With Union Finance Minister Arun Jaitley making it clear that the Centre would not provide any fund for farm loan waivers, the Devendra Fadnavis government in Maharashtra, which has announced a blanket farm loan write-off, may have to borrow to meet most of the burden, which will further worsen the finances of the state. While the state’s public debt stock was estimated to touch Rs 4.13 lakh crore in 2017-18, its fiscal managers are now worried that this number will further rise.
According to initial estimates, the additional burden on the state exchequer on account of a waiver of farm loans up to Rs 1 lakh would range from Rs 25,000 crore to Rs 30,000 crore. Sources said the government was considering the option of spreading this burden over three years to limit the additional annual borrowing to ‘manageable’ levels. In the past 10 years, Maharashtra’s debt stock has spiralled from Rs 1.6 lakh crore in 2008-09 to Rs 3.71 lakh crore in 2016-17.

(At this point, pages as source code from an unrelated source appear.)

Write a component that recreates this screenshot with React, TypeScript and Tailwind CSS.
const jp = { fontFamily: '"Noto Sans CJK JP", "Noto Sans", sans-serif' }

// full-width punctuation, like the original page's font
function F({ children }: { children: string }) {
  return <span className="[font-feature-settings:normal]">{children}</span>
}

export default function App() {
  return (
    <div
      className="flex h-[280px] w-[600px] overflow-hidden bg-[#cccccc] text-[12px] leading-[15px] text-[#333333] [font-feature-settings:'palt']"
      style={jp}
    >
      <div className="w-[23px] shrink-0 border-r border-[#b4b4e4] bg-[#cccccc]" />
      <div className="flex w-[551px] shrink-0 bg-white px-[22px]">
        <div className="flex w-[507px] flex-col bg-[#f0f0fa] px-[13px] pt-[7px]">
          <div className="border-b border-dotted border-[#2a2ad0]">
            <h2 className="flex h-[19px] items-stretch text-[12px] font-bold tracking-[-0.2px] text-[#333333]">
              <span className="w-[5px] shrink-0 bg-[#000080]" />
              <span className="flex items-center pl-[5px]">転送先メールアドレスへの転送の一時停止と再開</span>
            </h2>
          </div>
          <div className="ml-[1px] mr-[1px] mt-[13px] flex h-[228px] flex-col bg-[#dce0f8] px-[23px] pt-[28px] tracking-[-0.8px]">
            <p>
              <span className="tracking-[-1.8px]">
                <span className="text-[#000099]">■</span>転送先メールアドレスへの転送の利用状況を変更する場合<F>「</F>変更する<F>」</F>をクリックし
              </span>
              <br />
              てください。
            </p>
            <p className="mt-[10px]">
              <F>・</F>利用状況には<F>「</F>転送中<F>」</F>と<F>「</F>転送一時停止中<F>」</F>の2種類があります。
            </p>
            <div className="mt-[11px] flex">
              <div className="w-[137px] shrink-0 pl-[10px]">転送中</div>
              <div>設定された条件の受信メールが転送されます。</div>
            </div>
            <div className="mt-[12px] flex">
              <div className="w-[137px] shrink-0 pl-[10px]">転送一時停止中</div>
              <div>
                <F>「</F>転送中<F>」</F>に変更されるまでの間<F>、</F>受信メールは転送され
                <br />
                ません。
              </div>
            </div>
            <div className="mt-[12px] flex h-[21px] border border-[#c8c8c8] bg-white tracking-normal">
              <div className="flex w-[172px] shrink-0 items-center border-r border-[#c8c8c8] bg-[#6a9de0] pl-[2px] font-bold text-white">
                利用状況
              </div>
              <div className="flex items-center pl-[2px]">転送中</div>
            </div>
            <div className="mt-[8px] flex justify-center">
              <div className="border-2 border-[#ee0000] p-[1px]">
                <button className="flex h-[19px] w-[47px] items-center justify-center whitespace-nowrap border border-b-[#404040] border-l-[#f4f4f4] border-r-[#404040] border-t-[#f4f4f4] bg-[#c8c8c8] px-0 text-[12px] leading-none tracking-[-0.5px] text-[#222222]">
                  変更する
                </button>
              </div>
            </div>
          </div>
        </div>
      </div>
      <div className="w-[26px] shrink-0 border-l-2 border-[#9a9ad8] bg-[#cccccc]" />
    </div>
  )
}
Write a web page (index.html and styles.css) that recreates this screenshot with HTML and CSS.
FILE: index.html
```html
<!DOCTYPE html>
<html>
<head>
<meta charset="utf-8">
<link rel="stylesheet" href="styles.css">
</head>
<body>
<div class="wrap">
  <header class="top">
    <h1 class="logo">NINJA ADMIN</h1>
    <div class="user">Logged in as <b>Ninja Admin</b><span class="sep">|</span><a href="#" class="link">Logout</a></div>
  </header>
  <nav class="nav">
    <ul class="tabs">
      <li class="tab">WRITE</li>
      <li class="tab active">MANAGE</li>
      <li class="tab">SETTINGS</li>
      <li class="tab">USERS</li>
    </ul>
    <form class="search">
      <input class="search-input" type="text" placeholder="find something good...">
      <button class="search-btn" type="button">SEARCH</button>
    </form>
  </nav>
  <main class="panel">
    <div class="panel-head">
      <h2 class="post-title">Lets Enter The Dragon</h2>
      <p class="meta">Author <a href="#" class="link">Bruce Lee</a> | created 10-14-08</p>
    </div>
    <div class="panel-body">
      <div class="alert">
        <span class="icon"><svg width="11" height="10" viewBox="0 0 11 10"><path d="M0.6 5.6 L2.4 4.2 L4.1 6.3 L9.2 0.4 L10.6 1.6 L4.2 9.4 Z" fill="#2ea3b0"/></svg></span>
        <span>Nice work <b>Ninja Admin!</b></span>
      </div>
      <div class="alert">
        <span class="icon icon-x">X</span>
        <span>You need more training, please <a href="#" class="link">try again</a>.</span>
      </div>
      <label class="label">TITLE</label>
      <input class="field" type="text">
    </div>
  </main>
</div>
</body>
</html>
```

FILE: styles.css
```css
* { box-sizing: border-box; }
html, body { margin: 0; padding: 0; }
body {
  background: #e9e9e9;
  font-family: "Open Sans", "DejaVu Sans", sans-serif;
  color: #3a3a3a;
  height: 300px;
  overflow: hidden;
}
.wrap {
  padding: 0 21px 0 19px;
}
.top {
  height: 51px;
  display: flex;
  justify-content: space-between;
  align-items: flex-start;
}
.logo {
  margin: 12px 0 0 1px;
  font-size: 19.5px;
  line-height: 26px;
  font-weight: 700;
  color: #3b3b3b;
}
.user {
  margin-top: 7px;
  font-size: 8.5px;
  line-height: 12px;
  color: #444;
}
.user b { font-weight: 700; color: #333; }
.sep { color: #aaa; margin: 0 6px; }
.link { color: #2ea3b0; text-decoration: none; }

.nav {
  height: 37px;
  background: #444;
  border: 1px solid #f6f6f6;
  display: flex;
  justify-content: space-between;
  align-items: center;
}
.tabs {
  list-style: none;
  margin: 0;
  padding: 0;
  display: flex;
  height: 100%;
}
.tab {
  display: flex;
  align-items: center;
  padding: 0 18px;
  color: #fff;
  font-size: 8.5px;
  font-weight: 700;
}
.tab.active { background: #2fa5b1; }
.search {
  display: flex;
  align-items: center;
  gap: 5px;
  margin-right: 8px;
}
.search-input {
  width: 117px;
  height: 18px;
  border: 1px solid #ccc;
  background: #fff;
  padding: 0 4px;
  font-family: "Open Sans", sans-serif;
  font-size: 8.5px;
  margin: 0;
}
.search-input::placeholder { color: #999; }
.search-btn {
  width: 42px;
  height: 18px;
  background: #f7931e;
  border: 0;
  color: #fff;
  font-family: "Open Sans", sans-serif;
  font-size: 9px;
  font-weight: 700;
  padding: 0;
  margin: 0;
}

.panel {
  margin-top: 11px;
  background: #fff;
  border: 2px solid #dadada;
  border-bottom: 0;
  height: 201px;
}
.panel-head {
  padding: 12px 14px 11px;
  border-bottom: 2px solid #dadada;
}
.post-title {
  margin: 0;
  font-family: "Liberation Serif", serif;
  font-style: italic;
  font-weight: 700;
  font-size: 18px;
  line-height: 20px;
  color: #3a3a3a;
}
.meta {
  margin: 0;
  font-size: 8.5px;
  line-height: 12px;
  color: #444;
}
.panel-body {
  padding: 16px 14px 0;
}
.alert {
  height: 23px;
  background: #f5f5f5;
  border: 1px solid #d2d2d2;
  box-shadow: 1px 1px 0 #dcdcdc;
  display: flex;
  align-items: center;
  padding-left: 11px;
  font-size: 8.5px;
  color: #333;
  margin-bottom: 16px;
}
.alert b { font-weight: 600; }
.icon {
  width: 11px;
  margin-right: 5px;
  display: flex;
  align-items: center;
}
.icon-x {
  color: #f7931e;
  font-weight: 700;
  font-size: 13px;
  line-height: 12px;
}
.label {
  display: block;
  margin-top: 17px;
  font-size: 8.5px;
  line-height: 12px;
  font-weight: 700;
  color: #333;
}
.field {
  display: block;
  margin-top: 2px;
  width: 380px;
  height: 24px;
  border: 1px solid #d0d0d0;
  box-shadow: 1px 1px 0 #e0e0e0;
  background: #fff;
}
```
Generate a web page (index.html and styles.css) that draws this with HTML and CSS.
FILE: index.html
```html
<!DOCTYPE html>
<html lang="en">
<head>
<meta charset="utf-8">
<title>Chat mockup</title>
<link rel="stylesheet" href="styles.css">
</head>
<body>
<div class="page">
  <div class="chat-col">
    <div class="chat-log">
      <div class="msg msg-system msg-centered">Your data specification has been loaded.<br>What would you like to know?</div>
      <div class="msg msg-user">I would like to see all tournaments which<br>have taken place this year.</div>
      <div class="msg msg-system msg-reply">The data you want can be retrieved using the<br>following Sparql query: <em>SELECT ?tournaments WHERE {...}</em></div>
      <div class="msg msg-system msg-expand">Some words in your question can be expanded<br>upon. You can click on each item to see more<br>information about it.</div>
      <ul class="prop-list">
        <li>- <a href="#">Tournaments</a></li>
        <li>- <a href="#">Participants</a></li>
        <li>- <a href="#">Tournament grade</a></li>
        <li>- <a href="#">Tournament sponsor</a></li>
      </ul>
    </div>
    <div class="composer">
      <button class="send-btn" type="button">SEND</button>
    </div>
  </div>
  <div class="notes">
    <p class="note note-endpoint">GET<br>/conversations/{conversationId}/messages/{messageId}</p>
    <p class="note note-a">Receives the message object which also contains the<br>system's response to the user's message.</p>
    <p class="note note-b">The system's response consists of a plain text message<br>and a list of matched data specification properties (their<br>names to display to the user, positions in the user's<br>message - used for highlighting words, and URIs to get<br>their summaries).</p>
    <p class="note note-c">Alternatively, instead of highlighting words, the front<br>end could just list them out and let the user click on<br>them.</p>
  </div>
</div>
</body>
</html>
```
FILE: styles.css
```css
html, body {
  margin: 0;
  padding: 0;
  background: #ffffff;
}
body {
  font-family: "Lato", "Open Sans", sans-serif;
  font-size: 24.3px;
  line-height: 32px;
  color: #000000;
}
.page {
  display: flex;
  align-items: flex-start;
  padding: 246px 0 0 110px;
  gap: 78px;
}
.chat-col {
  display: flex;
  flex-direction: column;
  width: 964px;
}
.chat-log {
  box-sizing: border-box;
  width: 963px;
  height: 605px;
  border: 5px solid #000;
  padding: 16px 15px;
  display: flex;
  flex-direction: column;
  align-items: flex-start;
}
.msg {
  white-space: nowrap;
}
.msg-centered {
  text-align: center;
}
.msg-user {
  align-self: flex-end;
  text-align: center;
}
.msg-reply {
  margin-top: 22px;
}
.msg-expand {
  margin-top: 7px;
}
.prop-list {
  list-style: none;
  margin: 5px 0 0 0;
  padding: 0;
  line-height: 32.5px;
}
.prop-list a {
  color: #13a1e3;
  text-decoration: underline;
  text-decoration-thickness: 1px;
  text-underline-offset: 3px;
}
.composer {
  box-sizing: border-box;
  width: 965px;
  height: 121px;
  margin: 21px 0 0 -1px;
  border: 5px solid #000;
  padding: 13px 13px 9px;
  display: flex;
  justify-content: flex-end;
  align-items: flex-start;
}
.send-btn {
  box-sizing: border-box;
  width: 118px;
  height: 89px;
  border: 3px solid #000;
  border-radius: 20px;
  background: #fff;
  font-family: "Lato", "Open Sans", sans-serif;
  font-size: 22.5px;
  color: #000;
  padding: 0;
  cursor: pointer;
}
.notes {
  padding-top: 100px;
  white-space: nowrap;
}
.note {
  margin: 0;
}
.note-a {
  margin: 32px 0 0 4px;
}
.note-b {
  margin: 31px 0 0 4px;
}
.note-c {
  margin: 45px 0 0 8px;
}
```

The growth in spending rose at a must faster rate than the increase in state’s revenue, admitted government sources. But contending that there was still plenty of liquidity since the percentage of borrowings was well within 25 per cent of the state’s gross state domestic product (GSDP), a senior BJP minister indicated that the government preferred using the borrowing route to meet the burden rather than excessive cuts on spending on development work.
According to norms of the 14th Finance Commission, it is necessary to maintain the percentage of interest on government borrowings within 10 per cent of total revenue receipts. But Maharashtra’s debt servicing bill for 2017-18 was earlier estimated at Rs 31,027 crore, or 13 per cent of revenue receipts. This is now expected to rise even further. Besides this, Maharashtra’s fiscal managers have set aside Rs 15,358 crore for debt repayments.
The options of mobilising additional revenue through securitisation of land in metro cities, including Mumbai, Pune and Nagpur, and collecting premiums against additional building rights, said another senior minister, were also being explored by the government. In his budget speech, Finance Minister Sudhir Mungantiwar had announced the formation of a separate corporation for land securitisation.
But the initiative is yet to take off. After coming to power in Maharashtra on October 31, 2014, the BJP had slammed the previous Congress-NCP rule for “leaving the economy in a shambles” and promised a turnaround. It had even released a white paper on finances, which had targeted the previous regime for the worsening debt and fiscal imprudence. Blaming the previous government for an abnormal increase in revenue expenditure and misdirected subsidies, the white paper had pointed out that the state’s debt had spiralled 112 per cent from Rs 1.42 lakh crore in 2007-08 to Rs 3.02 lakh crore in 14-15. But the debt position has deepened further during the BJP reign. The Fadnavis government had earlier defended the borrowings saying most of it were for capital works.